>>>
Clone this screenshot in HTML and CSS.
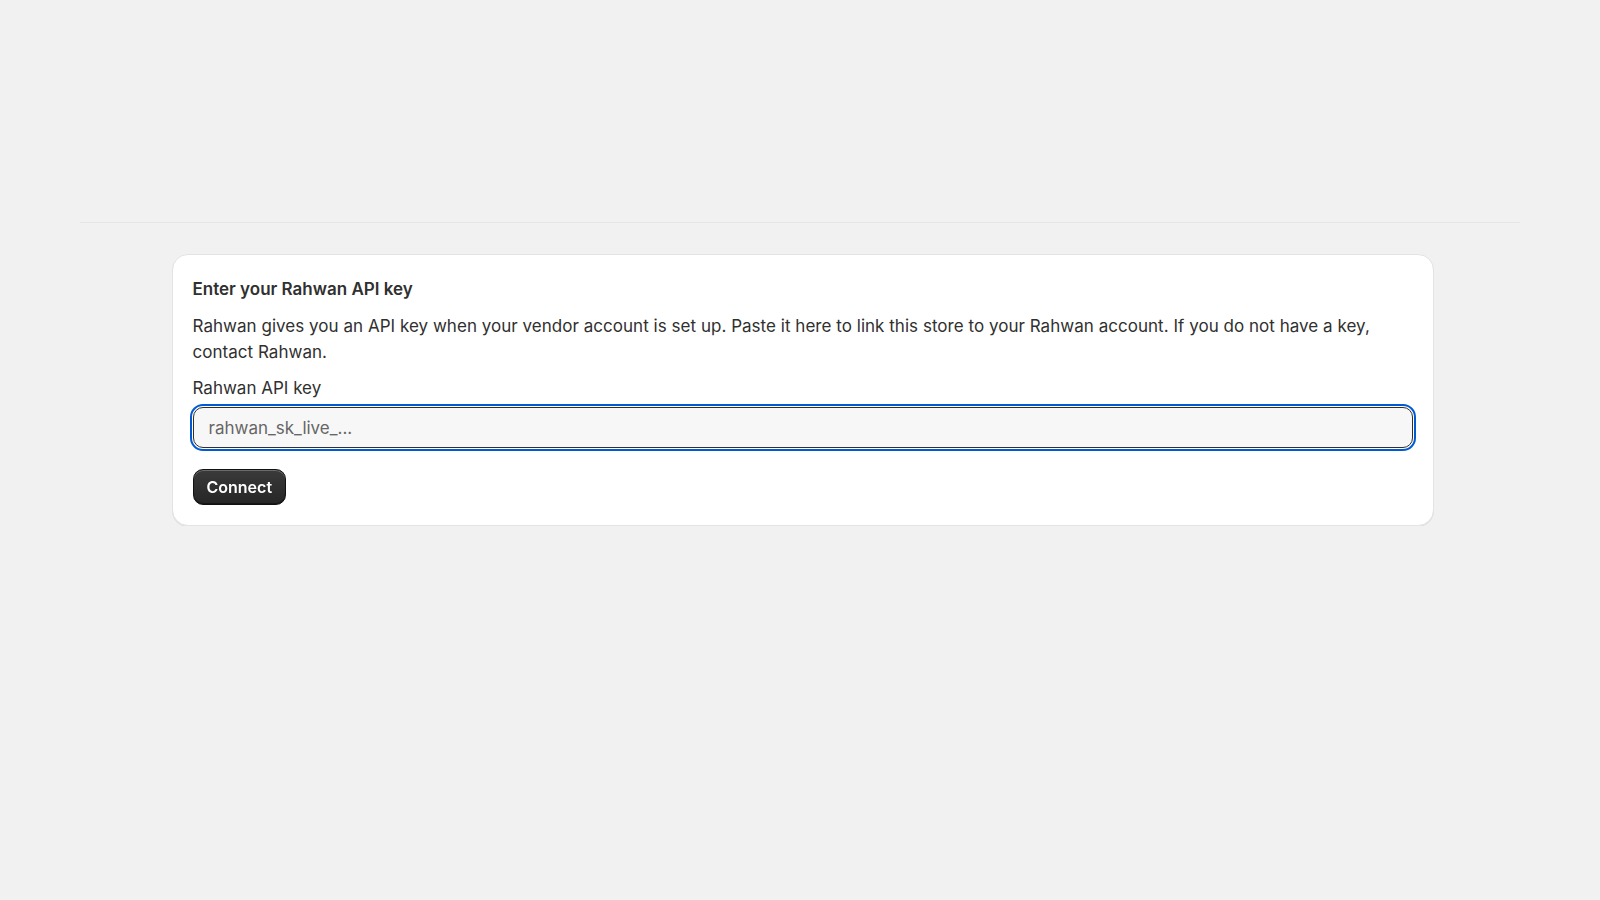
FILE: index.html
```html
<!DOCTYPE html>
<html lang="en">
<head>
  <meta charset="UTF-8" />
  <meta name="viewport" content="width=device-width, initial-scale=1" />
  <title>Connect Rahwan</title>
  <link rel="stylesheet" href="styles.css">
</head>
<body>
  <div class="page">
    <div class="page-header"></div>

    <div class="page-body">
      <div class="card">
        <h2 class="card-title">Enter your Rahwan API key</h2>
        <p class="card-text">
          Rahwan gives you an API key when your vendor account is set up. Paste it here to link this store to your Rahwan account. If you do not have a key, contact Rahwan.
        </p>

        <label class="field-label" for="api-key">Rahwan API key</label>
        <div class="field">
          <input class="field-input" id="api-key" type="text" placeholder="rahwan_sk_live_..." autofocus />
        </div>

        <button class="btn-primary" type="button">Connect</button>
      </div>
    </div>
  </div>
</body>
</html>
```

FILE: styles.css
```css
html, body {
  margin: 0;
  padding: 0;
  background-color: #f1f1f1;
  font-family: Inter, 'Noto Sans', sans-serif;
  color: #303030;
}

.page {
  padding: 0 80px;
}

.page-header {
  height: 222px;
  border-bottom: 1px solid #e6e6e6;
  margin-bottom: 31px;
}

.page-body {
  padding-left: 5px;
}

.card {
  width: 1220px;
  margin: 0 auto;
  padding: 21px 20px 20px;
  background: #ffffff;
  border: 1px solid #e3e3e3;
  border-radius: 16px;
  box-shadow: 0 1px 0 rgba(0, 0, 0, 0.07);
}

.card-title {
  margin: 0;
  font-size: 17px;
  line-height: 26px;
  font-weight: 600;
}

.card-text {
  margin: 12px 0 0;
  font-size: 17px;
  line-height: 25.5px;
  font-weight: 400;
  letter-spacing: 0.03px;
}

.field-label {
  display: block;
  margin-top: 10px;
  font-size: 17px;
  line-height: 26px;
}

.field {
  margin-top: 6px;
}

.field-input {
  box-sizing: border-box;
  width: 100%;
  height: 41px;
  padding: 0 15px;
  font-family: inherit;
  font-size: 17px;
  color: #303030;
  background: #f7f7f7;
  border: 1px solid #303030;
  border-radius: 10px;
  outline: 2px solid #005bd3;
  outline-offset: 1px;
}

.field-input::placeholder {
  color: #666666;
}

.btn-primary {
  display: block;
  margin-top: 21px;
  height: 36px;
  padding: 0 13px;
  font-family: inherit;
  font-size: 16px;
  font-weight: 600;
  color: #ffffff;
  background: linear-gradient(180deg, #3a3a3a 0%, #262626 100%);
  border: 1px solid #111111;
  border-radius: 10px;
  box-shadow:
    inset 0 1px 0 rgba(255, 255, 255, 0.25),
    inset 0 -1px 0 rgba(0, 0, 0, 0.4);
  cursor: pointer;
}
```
<<<
THE PROBLEM. Give all the lines above again, character for character, without pictures.

EXERCISE OUTPUT.
Clone this screenshot in HTML and CSS.
FILE: index.html
```html
<!DOCTYPE html>
<html lang="en">
<head>
  <meta charset="UTF-8" />
  <meta name="viewport" content="width=device-width, initial-scale=1" />
  <title>Connect Rahwan</title>
  <link rel="stylesheet" href="styles.css">
</head>
<body>
  <div class="page">
    <div class="page-header"></div>

    <div class="page-body">
      <div class="card">
        <h2 class="card-title">Enter your Rahwan API key</h2>
        <p class="card-text">
          Rahwan gives you an API key when your vendor account is set up. Paste it here to link this store to your Rahwan account. If you do not have a key, contact Rahwan.
        </p>

        <label class="field-label" for="api-key">Rahwan API key</label>
        <div class="field">
          <input class="field-input" id="api-key" type="text" placeholder="rahwan_sk_live_..." autofocus />
        </div>

        <button class="btn-primary" type="button">Connect</button>
      </div>
    </div>
  </div>
</body>
</html>
```

FILE: styles.css
```css
html, body {
  margin: 0;
  padding: 0;
  background-color: #f1f1f1;
  font-family: Inter, 'Noto Sans', sans-serif;
  color: #303030;
}

.page {
  padding: 0 80px;
}

.page-header {
  height: 222px;
  border-bottom: 1px solid #e6e6e6;
  margin-bottom: 31px;
}

.page-body {
  padding-left: 5px;
}

.card {
  width: 1220px;
  margin: 0 auto;
  padding: 21px 20px 20px;
  background: #ffffff;
  border: 1px solid #e3e3e3;
  border-radius: 16px;
  box-shadow: 0 1px 0 rgba(0, 0, 0, 0.07);
}

.card-title {
  margin: 0;
  font-size: 17px;
  line-height: 26px;
  font-weight: 600;
}

.card-text {
  margin: 12px 0 0;
  font-size: 17px;
  line-height: 25.5px;
  font-weight: 400;
  letter-spacing: 0.03px;
}

.field-label {
  display: block;
  margin-top: 10px;
  font-size: 17px;
  line-height: 26px;
}

.field {
  margin-top: 6px;
}

.field-input {
  box-sizing: border-box;
  width: 100%;
  height: 41px;
  padding: 0 15px;
  font-family: inherit;
  font-size: 17px;
  color: #303030;
  background: #f7f7f7;
  border: 1px solid #303030;
  border-radius: 10px;
  outline: 2px solid #005bd3;
  outline-offset: 1px;
}

.field-input::placeholder {
  color: #666666;
}

.btn-primary {
  display: block;
  margin-top: 21px;
  height: 36px;
  padding: 0 13px;
  font-family: inherit;
  font-size: 16px;
  font-weight: 600;
  color: #ffffff;
  background: linear-gradient(180deg, #3a3a3a 0%, #262626 100%);
  border: 1px solid #111111;
  border-radius: 10px;
  box-shadow:
    inset 0 1px 0 rgba(255, 255, 255, 0.25),
    inset 0 -1px 0 rgba(0, 0, 0, 0.4);
  cursor: pointer;
}
```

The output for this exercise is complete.